First off she seems surprised her nude scene from Hotel Chevalier had been “misappropriated” (read “Now found on porn sites”). “My issue is that I feel it takes something away from what you’re doing”. Like clothes? Furthermore Nat, who was a member of the environmental song and dance troupe The World Patrol Kids under her real name Natalie Hershlag, has decided that she will partake in no more sequels. “When something works you don’t touch it” … does that mean she’d consider a sequel to Mars Attacks? It does rule out a long-rumoured The Professional / Leon bid for franchise cash-in, but she was more insistent on not revisiting her role as Padme in Star Wars. “I spent ten years working on these films. It’s time to let it continue on its own”. Someone should remind her that her character is already dead. She will however work on a rip-off, ahem, remake, of Danish film Brothers with soon-to-be serial plagiarist Jim Sheridan (who also plans on remaking Kurosawa’s Ikiru with Tom Hanks, of all blashpemous choices).

Robert Sigl’s The 13th Disciple is set to come to the silver screen amidst considerable controversy.
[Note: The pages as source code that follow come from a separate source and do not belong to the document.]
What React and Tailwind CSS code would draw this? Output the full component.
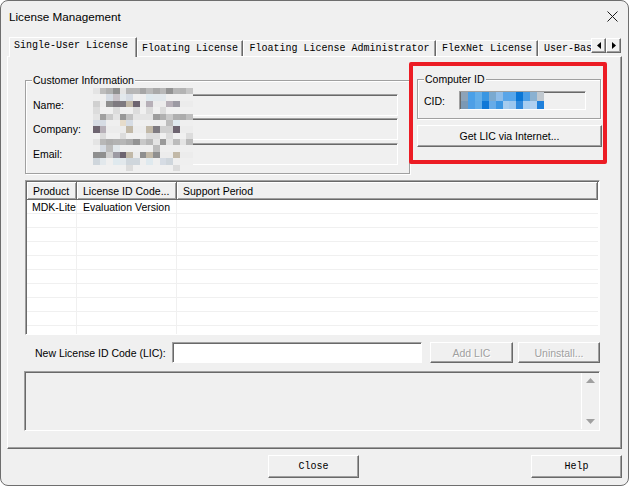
import React from "react";

const SANS = "font-['Liberation_Sans',Arial,sans-serif]";
const MONO = "font-['Liberation_Mono','Courier_New',monospace]";
const RAISED =
  "border border-t-white border-l-white border-r-[#696969] border-b-[#696969] shadow-[inset_-1px_-1px_0_#a0a0a0]";
const SUNKEN =
  "border border-t-[#a0a0a0] border-l-[#a0a0a0] border-r-white border-b-white shadow-[inset_1px_1px_0_#696969]";
const ETCHED =
  "border border-[#a0a0a0] shadow-[inset_1px_1px_0_#fff,1px_1px_0_#fff]";

function hash(r, c, s) {
  let x =
    Math.imul(r + 1, 374761393) ^
    Math.imul(c + 7, 668265263) ^
    Math.imul(s + 3, 1274126177);
  x = Math.imul(x ^ (x >>> 13), 1274126177);
  x ^= x >>> 16;
  return (x >>> 0) / 4294967296;
}

const ROW_TYPES = [
  "line", "tl", "td", "blank",
  "line", "tl", "td", "blank",
  "line", "tl", "td", "tl", "blank",
];
const DARK = ["#8f8f8f", "#a9a9a9", "#6d6470", "#c2b9a8", "#9c9aa3", "#b7b0b8", "#d0d0d0", "#7e7a80"];
const LIGHT = ["#d6dce4", "#c9c3c9", "#e2e8ec", "#cfd6dc", "#bdbdbd", "#e6dccb", "#dfe9ee"];

function CustomerMosaic() {
  const cells = [];
  ROW_TYPES.forEach((t, r) => {
    for (let c = 0; c < 15; c++) {
      const h = hash(r, c, 1);
      const p = hash(r, c, 2);
      let col = "#f0f0f0";
      if (t === "line") {
        if (c > 0 && h > 0.2) {
          const v = Math.floor(0x8c + p * 0x40);
          col = `rgb(${v},${v},${v})`;
        } else col = "#e4e4e4";
      } else if (t === "td") {
        if (c < 13 && h > 0.4) col = DARK[Math.floor(p * DARK.length)];
        else col = "#ececec";
      } else if (t === "tl") {
        if (c < 14 && h > 0.5) col = LIGHT[Math.floor(p * LIGHT.length)];
        else col = "#efefef";
      } else {
        col = h > 0.85 ? "#dcdcdc" : "#f0f0f0";
      }
      cells.push(<rect key={`${r}-${c}`} x={c} y={r} width="1" height="1" fill={col} />);
    }
  });
  return (
    <svg
      width="100"
      height="83"
      viewBox="0 0 15 13"
      preserveAspectRatio="none"
      shapeRendering="crispEdges"
      className="absolute left-0 top-[-6px]"
    >
      {cells}
    </svg>
  );
}

const CID_ROWS = [
  ["#8da3b8", "#4aa0e8", "#63aee9", "#3996e2", "#7aa9d0", "#8fbde9", "#5aa5e8", "#58a6ea", "#0a76d6", "#4a9de6", "#8ab1d1", "#c0c8cf"],
  ["#7b99b5", "#4d9fe6", "#60ace9", "#0f78d7", "#66abe8", "#3c96e3", "#a5cbee", "#9cc6ee", "#2f89dd", "#a7cdf0", "#b0d0f0", "#1f80db"],
];

function CidMosaic() {
  return (
    <svg width="83" height="17" viewBox="0 0 12 2" preserveAspectRatio="none" shapeRendering="crispEdges">
      {CID_ROWS.map((row, r) =>
        row.map((col, c) => <rect key={`${r}-${c}`} x={c} y={r} width="1" height="1" fill={col} />)
      )}
    </svg>
  );
}

function Field({ className = "" }) {
  return <div className={`w-[305px] h-[22px] bg-[#f0f0f0] ${SUNKEN} ${className}`} />;
}

function Tab({ w, children, left }) {
  return (
    <div
      className={`${w} h-[17px] shrink-0 pb-[1px] flex items-center ${left ? "pl-[5px]" : "justify-center"} bg-[#f0f0f0] border-t border-l border-r border-t-white border-l-white border-r-[#696969] shadow-[inset_-1px_0_0_#a0a0a0] whitespace-nowrap`}
    >
      {children}
    </div>
  );
}

export default function App() {
  const rows = Array.from({ length: 10 });
  return (
    <div
      className={`w-[629px] h-[486px] overflow-hidden rounded-[8px] border border-[#6e6e6e] bg-[#f0f0f0] flex flex-col text-black ${SANS} text-[10.5px] leading-[12px]`}
    >
      {/* Title bar */}
      <div className="h-[31px] shrink-0 flex items-center justify-between pl-[8px] pr-[10px]">
        <span className="text-[11.7px] leading-[14px]">License Management</span>
        <svg width="11" height="11" viewBox="0 0 11 11">
          <path d="M0.5 0.5 L10.5 10.5 M10.5 0.5 L0.5 10.5" stroke="#1b1b1b" strokeWidth="1" />
        </svg>
      </div>

      {/* Tab strip */}
      <div className={`mt-[5px] ml-[8px] h-[20px] flex items-start ${MONO} text-[10px] leading-[12px]`}>
        <div className="w-[582px] h-[20px] flex items-end overflow-hidden">
          <div className="relative z-10 w-[128px] h-[20px] shrink-0 pl-[4px] pt-[2px] bg-[#f0f0f0] border-t border-l border-r border-t-white border-l-white border-r-[#696969] shadow-[inset_-1px_0_0_#a0a0a0] whitespace-nowrap">
            Single-User License
          </div>
          <Tab w="w-[106px]">Floating License</Tab>
          <Tab w="w-[193px]">Floating License Administrator</Tab>
          <Tab w="w-[102px]">FlexNet License</Tab>
          <Tab w="w-[120px]" left>
            User-Bas
          </Tab>
        </div>
        <div className={`mt-[1px] w-[15px] h-[15px] ${RAISED} flex items-center justify-center`}>
          <svg width="4" height="7" viewBox="0 0 4 7">
            <polygon points="4,0 4,7 0,3.5" fill="#000" />
          </svg>
        </div>
        <div className={`mt-[1px] w-[15px] h-[15px] ${RAISED} flex items-center justify-center`}>
          <svg width="4" height="7" viewBox="0 0 4 7">
            <polygon points="0,0 0,7 4,3.5" fill="#000" />
          </svg>
        </div>
      </div>

      {/* Tab panel */}
      <div className="relative -mt-[1px] ml-[6px] w-[615px] h-[393px] shrink-0 flex flex-col pl-[17px] pt-[16px] border border-t-white border-l-white border-r-[#696969] border-b-[#696969] shadow-[inset_-1px_-1px_0_#a0a0a0]">
        {/* top row */}
        <div className="flex items-start">
          <fieldset className={`mt-[1px] w-[385px] h-[100px] ${ETCHED}`}>
            <legend className="ml-[6px] px-[1px] bg-[#f0f0f0] leading-[12px]">Customer Information</legend>
            <div className="flex pl-[7px] pt-[8px]">
              <div className="flex flex-col w-[60px]">
                <div className="h-[22px] flex items-center">Name:</div>
                <div className="mt-[2px] h-[22px] flex items-center">Company:</div>
                <div className="mt-[3px] h-[22px] flex items-center">Email:</div>
              </div>
              <div className="relative flex flex-col">
                <Field />
                <Field className="mt-[2px]" />
                <Field className="mt-[3px]" />
                <CustomerMosaic />
              </div>
            </div>
          </fieldset>

          <div className="ml-[7px] w-[185px] flex flex-col">
            <fieldset className={`w-[184px] h-[46px] ${ETCHED}`}>
              <legend className="ml-[6px] px-[1px] bg-[#f0f0f0] leading-[12px]">Computer ID</legend>
              <div className="flex items-center pl-[6px] pt-[6px]">
                <span className="w-[35px]">CID:</span>
                <div className={`w-[127px] h-[19px] bg-[#f0f0f0] ${SUNKEN} flex items-center pl-[1px]`}>
                  <CidMosaic />
                </div>
              </div>
            </fieldset>
            <div className={`mt-[6px] w-[185px] h-[22px] ${RAISED} flex items-center justify-center`}>
              Get LIC via Internet...
            </div>
          </div>
        </div>

        {/* list view */}
        <div className={`mt-[6px] w-[575px] h-[155px] shrink-0 bg-white overflow-hidden p-[1px] ${SUNKEN}`}>
          <div className="flex h-[18px] bg-[#f0f0f0]">
            <div className="w-[50px] pl-[6px] flex items-center border-r border-b border-r-[#696969] border-b-[#696969] shadow-[inset_1px_1px_0_#fff,inset_-1px_-1px_0_#a0a0a0]">
              Product
            </div>
            <div className="w-[100px] pl-[6px] flex items-center border-r border-b border-r-[#696969] border-b-[#696969] shadow-[inset_1px_1px_0_#fff,inset_-1px_-1px_0_#a0a0a0] whitespace-nowrap">
              License ID Code...
            </div>
            <div className="flex-1 pl-[6px] flex items-center border-r border-b border-r-[#696969] border-b-[#696969] shadow-[inset_1px_1px_0_#fff,inset_-1px_-1px_0_#a0a0a0]">
              Support Period
            </div>
          </div>
          {rows.map((_, i) => (
            <div key={i} className="flex h-[14px] border-b border-[#f0f0f0]">
              <div className="w-[50px] pl-[5px] flex items-center border-r border-[#f0f0f0]">
                {i === 0 ? "MDK-Lite" : ""}
              </div>
              <div className="w-[100px] pl-[6px] flex items-center border-r border-[#f0f0f0] whitespace-nowrap">
                {i === 0 ? "Evaluation Version" : ""}
              </div>
              <div className="flex-1" />
            </div>
          ))}
        </div>

        {/* LIC row */}
        <div className="mt-[7px] h-[21px] flex items-center">
          <span className="ml-[10px] w-[137px] whitespace-nowrap">New License ID Code (LIC):</span>
          <div className={`w-[250px] h-[21px] bg-white ${SUNKEN}`} />
          <div className={`ml-[8px] w-[83px] h-[21px] ${RAISED} flex items-center justify-center text-[#a0a0a0] [text-shadow:1px_1px_0_#fff]`}>
            Add LIC
          </div>
          <div className={`ml-[5px] w-[82px] h-[21px] ${RAISED} flex items-center justify-center text-[#a0a0a0] [text-shadow:1px_1px_0_#fff]`}>
            Uninstall...
          </div>
        </div>

        {/* message box */}
        <div className={`mt-[8px] -ml-[1px] w-[576px] h-[60px] p-[1px] flex justify-end ${SUNKEN}`}>
          <div className="w-[17px] h-full border-l border-white flex flex-col items-center justify-between py-[5px]">
            <svg width="9" height="5" viewBox="0 0 9 5">
              <polygon points="4.5,0 9,5 0,5" fill="#a0a0a0" />
            </svg>
            <svg width="9" height="5" viewBox="0 0 9 5">
              <polygon points="0,0 9,0 4.5,5" fill="#a0a0a0" />
            </svg>
          </div>
        </div>

        {/* red annotation */}
        <div className="absolute left-[401px] top-[5px] w-[198px] h-[102px] border-[4px] border-[#ec1c24] rounded-[2px]" />
      </div>

      {/* bottom buttons */}
      <div className={`mt-[6px] flex ${MONO} text-[10px]`}>
        <div className={`ml-[267px] w-[91px] h-[23px] ${RAISED} flex items-center justify-center`}>Close</div>
        <div className={`ml-auto mr-[6px] w-[91px] h-[23px] ${RAISED} flex items-center justify-center`}>Help</div>
      </div>
    </div>
  );
}
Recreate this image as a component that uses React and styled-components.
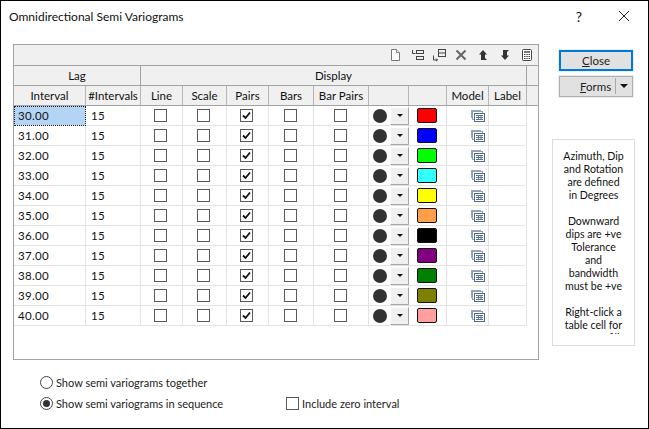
import React from "react";
import styled, { createGlobalStyle } from "styled-components";

const Global = createGlobalStyle`
  html, body { margin: 0; padding: 0; background: #fff; }
  body { font-family: "Lato", "Noto Sans", "Liberation Sans", sans-serif; font-size: 11.5px; color: #111; }
  * { box-sizing: border-box; }
`;

const COLUMNS = "72px 55px 42px 44px 42px 45px 55px 40px 38px 42px 38px 11px";

const Win = styled.div`
  width: 649px; height: 429px; background: #fff; border: 1px solid #000;
  display: flex; flex-direction: column; overflow: hidden;
`;
const TitleBar = styled.div`
  height: 30px; display: flex; align-items: center; padding: 0 18px 0 8px; flex: none;
`;
const Title = styled.div`
  flex: 1; font-size: 12px; color: #111; padding-right: 0;
`;
const Help = styled.div`
  width: 12px; font-size: 14px; text-align: center; margin-right: 33px; color: #111;
`;
const Body = styled.div`
  display: flex; padding: 13px 14px 0 12px; height: 315px; flex: none;
`;
const GridBox = styled.div`
  width: 526px; height: 316px; border: 1px solid #a3a3a3; background: #fff; flex: none;
`;
const Toolbar = styled.div`
  height: 21px; background: #f0f0f0; border-bottom: 1px solid #a3a3a3;
  display: flex; align-items: center; justify-content: flex-end; padding-right: 4px; gap: 8px;
`;
const ToolIcon = styled.svg`
  width: 14px; height: 14px; flex: none; display: block;
`;
const Row = styled.div`
  display: grid; grid-template-columns: ${COLUMNS}; height: 20px;
`;
const GroupRow = styled.div`
  display: grid; grid-template-columns: 127px 386px 11px; height: 20px; background: #f0f0f0;
  border-bottom: 1px solid #a3a3a3;
`;
const Group = styled.div`
  display: flex; align-items: center; justify-content: center;
  border-right: ${p => (p.$last ? "0" : "1px solid #a3a3a3")};
`;
const HeadRow = styled(Row)`
  background: #f0f0f0; border-bottom: 1px solid #a3a3a3;
`;
const Head = styled.div`
  display: flex; align-items: center; justify-content: center; white-space: nowrap; overflow: hidden;
  border-right: ${p => (p.$last ? "0" : "1px solid #b5b5b5")};
`;
const Cell = styled.div`
  display: flex; align-items: center; justify-content: ${p => p.$align || "center"};
  padding-left: ${p => p.$pl || 0}px; border-bottom: 1px solid #e3e3e3;
  border-right: ${p => (p.$last ? "0" : "1px solid #e3e3e3")};
  background: #fff; letter-spacing: 0.03em;
`;
const SelectedCell = styled(Cell)`
  background: #b3d4f5; outline: 1px dotted #222; outline-offset: -1px; padding-left: 4px;
`;
const Check = styled.span`
  width: 13px; height: 13px; border: 1px solid #5a5a5a; background: #fff; flex: none;
  display: flex; align-items: center; justify-content: center;
`;
const GridCheck = styled(Check)`
  margin-right: 2px;
`;
const Dot = styled.span`
  width: 14px; height: 14px; border-radius: 50%; background: #333; flex: none;
`;
const DropBtn = styled.span`
  width: 19px; height: 18px; margin-left: 3px; background: #f0f0f0; flex: none;
  border-right: 1px solid #a8a8a8; border-bottom: 1px solid #a8a8a8;
  border-top: 1px solid #fff; border-left: 1px solid #fff;
  display: flex; align-items: center; justify-content: center;
`;
const Caret = styled.span`
  width: 0; height: 0; border-left: 3px solid transparent; border-right: 3px solid transparent;
  border-top: 3px solid #111; flex: none;
`;
const BigCaret = styled(Caret)`
  border-left-width: 4px; border-right-width: 4px; border-top-width: 4px;
`;
const Swatch = styled.span`
  width: 20px; height: 15px; border: 1px solid #111; border-radius: 2px; background: ${p => p.$c}; margin-right: 2px;
`;
const Side = styled.div`
  flex: 1; display: flex; flex-direction: column; align-items: flex-start; padding-left: 20px; padding-top: 6px;
`;
const Button = styled.div`
  width: 74px; height: 22px; background: #e1e1e1; border: ${p => (p.$primary ? "2px solid #0078d7" : "1px solid #adadad")};
  outline: 1px solid ${p => (p.$primary ? "#e6f0fa" : "#eee")};
  display: flex; align-items: center; justify-content: center; color: #222;
`;
const SplitButton = styled(Button)`
  margin-top: 5px; justify-content: flex-start; padding-left: 20px;
`;
const SplitLabel = styled.span`
  width: 35px; flex: none;
`;
const SplitDiv = styled.span`
  width: 1px; height: 16px; background: #a8a8a8; margin-right: 4px; flex: none;
`;
const U = styled.span`
  text-decoration: underline;
`;
const Note = styled.div`
  margin-top: 42px; margin-left: -7px; width: 83px; height: 220px; border: 1px solid #dcdcdc; padding-top: 10px;
`;
const NoteText = styled.div`
  height: 184px; overflow: hidden; text-align: center; line-height: 13px; font-size: 10.6px; white-space: pre-line;
`;
const Options = styled.div`
  display: grid; grid-template-columns: 246px auto; grid-auto-rows: 21px; padding: 0 0 0 39px; flex: none; margin-top: 26px; font-size: 11px;
`;
const Option = styled.label`
  display: flex; align-items: center; gap: 3px; white-space: nowrap; color: #222;
`;
const Radio = styled.span`
  width: 13px; height: 13px; border-radius: 50%; border: 1px solid #444; background: #fff;
  display: flex; align-items: center; justify-content: center; flex: none;
`;
const RadioDot = styled.span`
  width: 7px; height: 7px; border-radius: 50%; background: #333;
`;

const CheckMark = () => (
  <svg width="11" height="11" viewBox="0 0 11 11">
    <path d="M2 5.500 L4.500 8 L9 2.500" fill="none" stroke="#111" strokeWidth="1.8" />
  </svg>
);

const ModelIcon = () => (
  <svg width="14" height="12" viewBox="0 0 14 12">
    <rect x="0.5" y="0.5" width="9" height="7" fill="#fff" stroke="#9aa8ba" />
    <rect x="1.5" y="1.500" width="10" height="8" fill="#fff" stroke="#8fa0b5" />
    <rect x="3.5" y="3.5" width="10" height="8" fill="#fff" stroke="#4e6b8c" />
    <path d="M5 5.500h7M5 7.500h7M5 9.500h7M7.500 5v5M10 5v5" stroke="#5d7896" strokeWidth="1" />
  </svg>
);

const tool = { fill: "none", stroke: "#444", strokeWidth: 1 };
const Tools = () => (
  <Toolbar>
    <ToolIcon viewBox="0 0 14 14">
      <path d="M3.500 1.500h5l3 3v8h-8z" fill="#fff" stroke="#777" />
      <path d="M8.500 1.500v3h3" fill="#eee" stroke="#888" />
    </ToolIcon>
    <ToolIcon viewBox="0 0 14 14">
      <path d="M2.500 2v3.500h3" {...tool} />
      <rect x="6.500" y="2.500" width="7" height="3" {...tool} />
      <rect x="6.500" y="8.500" width="7" height="3" {...tool} />
    </ToolIcon>
    <ToolIcon viewBox="0 0 14 14">
      <path d="M1.500 7.500v4.500h4M4 10.500l1.500 1.500-1.500 1" {...tool} />
      <rect x="6.500" y="1.500" width="7" height="7" {...tool} />
      <path d="M6.500 5h7" {...tool} />
    </ToolIcon>
    <ToolIcon viewBox="0 0 14 14">
      <path d="M2.500 2.500l9 9M11.500 2.500l-9 9" fill="none" stroke="#666" strokeWidth="2" />
    </ToolIcon>
    <ToolIcon viewBox="0 0 14 14">
      <path d="M7 2 L11 6.500 H9 V10 L11 12 H5 V6.500 H3 Z" fill="#333" />
    </ToolIcon>
    <ToolIcon viewBox="0 0 14 14">
      <path d="M7 12 L11 7.500 H9 V4 L11 2 H5 V7.500 H3 Z" fill="#333" />
    </ToolIcon>
    <ToolIcon viewBox="0 0 14 14">
      <rect x="2.500" y="1.500" width="9" height="11" rx="1" fill="#fff" stroke="#444" />
      <rect x="4" y="3" width="6" height="2" fill="#777" />
      <path d="M4 6.500h1.500M6.300 6.500h1.500M8.500 6.500h1.500M4 8.500h1.500M6.300 8.500h1.500M8.500 8.500h1.500M4 10.500h1.500M6.300 10.500h1.500M8.500 10.500h1.500" stroke="#444" />
    </ToolIcon>
  </Toolbar>
);

const colors = ["#ff0000","#0000ff","#00ff00","#33ffff","#ffff00","#ff9f4a","#000000","#800080","#008000","#808000","#ff9f9f"];
const rows = colors.map((c, i) => ({ interval: (30 + i).toFixed(2), color: c }));

const NOTE = `Azimuth, Dip
and Rotation
are defined
in Degrees

Downward
dips are  +ve
Tolerance
and
bandwidth
must be  +ve

Right-click a
table cell for
menu of fill`;

export default function App() {
  return (
    <>
      <Global />
      <Win>
        <TitleBar>
          <Title>Omnidirectional Semi Variograms</Title>
          <Help>?</Help>
          <svg width="12" height="12" viewBox="0 0 12 12">
            <path d="M1 1l10 10M11 1L1 11" stroke="#222" strokeWidth="1" fill="none" />
          </svg>
        </TitleBar>
        <Body>
          <GridBox>
            <Tools />
            <GroupRow>
              <Group>Lag</Group>
              <Group>Display</Group>
              <Group $last />
            </GroupRow>
            <HeadRow>
              {["Interval", "#Intervals", "Line", "Scale", "Pairs", "Bars", "Bar Pairs", "", "", "Model", "Label"].map((h, i) => (
                <Head key={i}>{h}</Head>
              ))}
              <Head $last />
            </HeadRow>
            {rows.map((r, i) => (
              <Row key={r.interval}>
                {i === 0 ? (
                  <SelectedCell $align="flex-start">{r.interval}</SelectedCell>
                ) : (
                  <Cell $align="flex-start" $pl={4}>{r.interval}</Cell>
                )}
                <Cell $align="flex-start" $pl={5}>15</Cell>
                {[0, 1, 2, 3, 4].map(k => (
                  <Cell key={k}>
                    <GridCheck>{k === 2 && <CheckMark />}</GridCheck>
                  </Cell>
                ))}
                <Cell $align="flex-start" $pl={4}>
                  <Dot />
                  <DropBtn><Caret /></DropBtn>
                </Cell>
                <Cell><Swatch $c={r.color} /></Cell>
                <Cell $align="flex-start" $pl={24}><ModelIcon /></Cell>
                <Cell />
              </Row>
            ))}
          </GridBox>
          <Side>
            <Button $primary><span><U>C</U>lose</span></Button>
            <SplitButton>
              <SplitLabel><U>F</U>orms</SplitLabel>
              <SplitDiv />
              <BigCaret />
            </SplitButton>
            <Note><NoteText>{NOTE}</NoteText></Note>
          </Side>
        </Body>
        <Options>
          <Option><Radio /><span>Show semi variograms together</span></Option>
          <span />
          <Option><Radio><RadioDot /></Radio><span>Show semi variograms in sequence</span></Option>
          <Option><Check /><span>Include zero interval</span></Option>
        </Options>
      </Win>
    </>
  );
}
A fictional narrative about Jesus’ evil twin brother and the pair’s reincarnation in modern times, the film is getting co-produced by Kraut sounding fieber.film and Indian investors. "The film is about two archeologists touring India to research about Jesus' lifespan in India”, explains producer Mario Stefan, who may have a little too much wine in his water. “The story reveals Jesus' evil twin brother who used to practice some different sect … the film is a piece of fiction and not based on true events”. No shit. Stefan expects his meagre budget of $5 and two fish to stretch around 5000 times further than would be expected.

Sunday, December 02, 2007

Chyler Leigh, until now known for her role as Lexie Grey in Grey’s Anatomy, should achieve augmented and unwelcome notoriety thanks to her role in 1997’s Kickboxing Academy. A thoroughly bad B-movie certainly, it’s more awkward that she had a love scene with co-star Christopher Khayman Lee (the Red one from Power Rangers in Space), whilst only 15. Oh, and Lee is Leigh’s brother. The scene apparently involved the two locking tongues. I can't imagine a situation in which their actions are acceptable.

Barry Bonds’ [alleged] steroid abuse, and the whole accompanying legal shenanigans, will be the topic of a forthcoming HBO Films production. Once the writers strikes is settled, Ron Bull Durham Shelton will write and direct the adaptation of “Game Of Shadows”. For those unaware, the book is based on “secret grand jury testimony of Bonds and other athletes leaked by Troy Ellerman, a disbarred attorney sentenced to 2 ½ years in prison for denying under oath he was the reporters’ source”. The book claims Bonds was jealous of Mark McGwire setting the home run record, and so wrestled with himself, then started using steroids. There are at least two stellar montages in that sentence. Though casting is premature, Shades would like to see Michael Clarke Duncan as the protagonist. And by now we should know the mantra “If you build a baseball movie, Kevin Costner will no doubt come” … maybe as a wise batting coach who disperses advice and wisdoms as if they were letters of hope.